▸ **Written exercise**:
Copy out the data below as written; omit any images.

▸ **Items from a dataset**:
◇ ◇ ◇
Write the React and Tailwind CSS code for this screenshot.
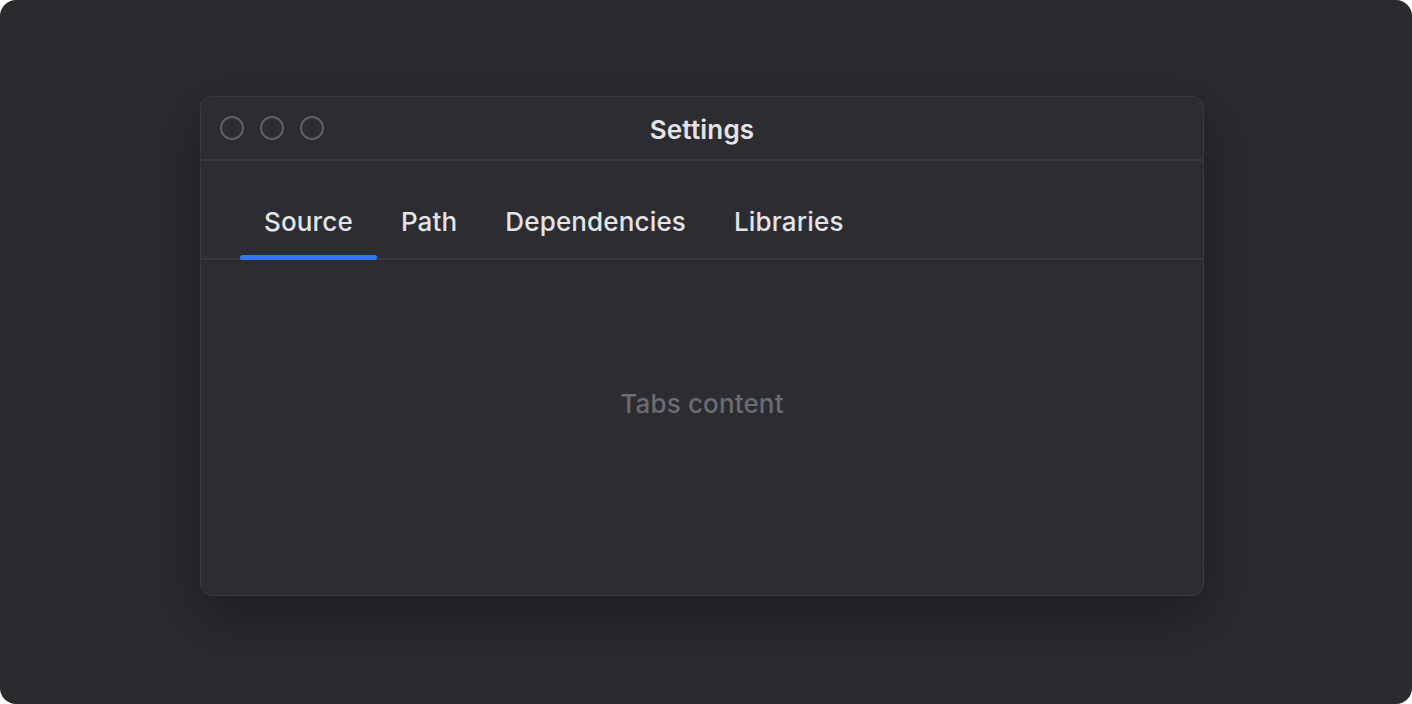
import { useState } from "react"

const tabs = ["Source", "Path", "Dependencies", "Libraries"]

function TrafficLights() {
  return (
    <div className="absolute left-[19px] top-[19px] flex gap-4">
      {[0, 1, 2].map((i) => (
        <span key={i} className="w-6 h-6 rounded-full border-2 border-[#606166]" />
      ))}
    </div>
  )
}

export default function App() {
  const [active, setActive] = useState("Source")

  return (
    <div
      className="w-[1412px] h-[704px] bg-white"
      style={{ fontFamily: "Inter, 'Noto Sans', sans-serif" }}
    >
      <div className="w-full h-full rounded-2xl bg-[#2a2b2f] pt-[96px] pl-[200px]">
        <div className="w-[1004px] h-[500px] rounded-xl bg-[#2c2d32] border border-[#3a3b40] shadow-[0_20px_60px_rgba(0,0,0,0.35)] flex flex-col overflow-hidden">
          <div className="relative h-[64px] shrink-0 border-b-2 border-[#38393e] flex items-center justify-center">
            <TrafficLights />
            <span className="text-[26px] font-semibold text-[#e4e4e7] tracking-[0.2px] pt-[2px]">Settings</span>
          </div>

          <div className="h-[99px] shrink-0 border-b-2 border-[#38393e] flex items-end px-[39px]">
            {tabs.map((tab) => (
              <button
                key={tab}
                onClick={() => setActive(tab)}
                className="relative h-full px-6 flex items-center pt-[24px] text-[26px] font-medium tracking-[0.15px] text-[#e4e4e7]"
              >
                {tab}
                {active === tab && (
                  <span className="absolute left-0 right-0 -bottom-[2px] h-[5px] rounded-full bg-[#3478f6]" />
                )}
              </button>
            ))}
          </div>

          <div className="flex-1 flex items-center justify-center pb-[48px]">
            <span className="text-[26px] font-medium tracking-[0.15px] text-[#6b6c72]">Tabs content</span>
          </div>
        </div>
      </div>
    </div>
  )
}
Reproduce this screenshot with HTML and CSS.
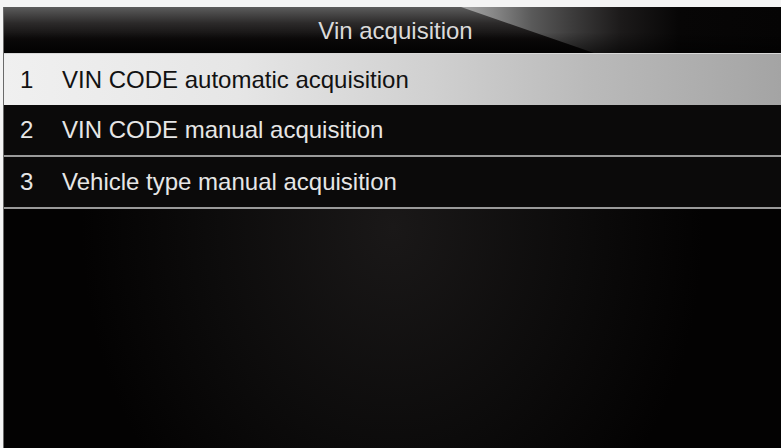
◇ ◇ ◇
▸ **Final result**:
Write the React and Tailwind CSS code for this screenshot.
import { useState } from "react"

const tabs = ["Source", "Path", "Dependencies", "Libraries"]

function TrafficLights() {
  return (
    <div className="absolute left-[19px] top-[19px] flex gap-4">
      {[0, 1, 2].map((i) => (
        <span key={i} className="w-6 h-6 rounded-full border-2 border-[#606166]" />
      ))}
    </div>
  )
}

export default function App() {
  const [active, setActive] = useState("Source")

  return (
    <div
      className="w-[1412px] h-[704px] bg-white"
      style={{ fontFamily: "Inter, 'Noto Sans', sans-serif" }}
    >
      <div className="w-full h-full rounded-2xl bg-[#2a2b2f] pt-[96px] pl-[200px]">
        <div className="w-[1004px] h-[500px] rounded-xl bg-[#2c2d32] border border-[#3a3b40] shadow-[0_20px_60px_rgba(0,0,0,0.35)] flex flex-col overflow-hidden">
          <div className="relative h-[64px] shrink-0 border-b-2 border-[#38393e] flex items-center justify-center">
            <TrafficLights />
            <span className="text-[26px] font-semibold text-[#e4e4e7] tracking-[0.2px] pt-[2px]">Settings</span>
          </div>

          <div className="h-[99px] shrink-0 border-b-2 border-[#38393e] flex items-end px-[39px]">
            {tabs.map((tab) => (
              <button
                key={tab}
                onClick={() => setActive(tab)}
                className="relative h-full px-6 flex items-center pt-[24px] text-[26px] font-medium tracking-[0.15px] text-[#e4e4e7]"
              >
                {tab}
                {active === tab && (
                  <span className="absolute left-0 right-0 -bottom-[2px] h-[5px] rounded-full bg-[#3478f6]" />
                )}
              </button>
            ))}
          </div>

          <div className="flex-1 flex items-center justify-center pb-[48px]">
            <span className="text-[26px] font-medium tracking-[0.15px] text-[#6b6c72]">Tabs content</span>
          </div>
        </div>
      </div>
    </div>
  )
}
Reproduce this screenshot with HTML and CSS.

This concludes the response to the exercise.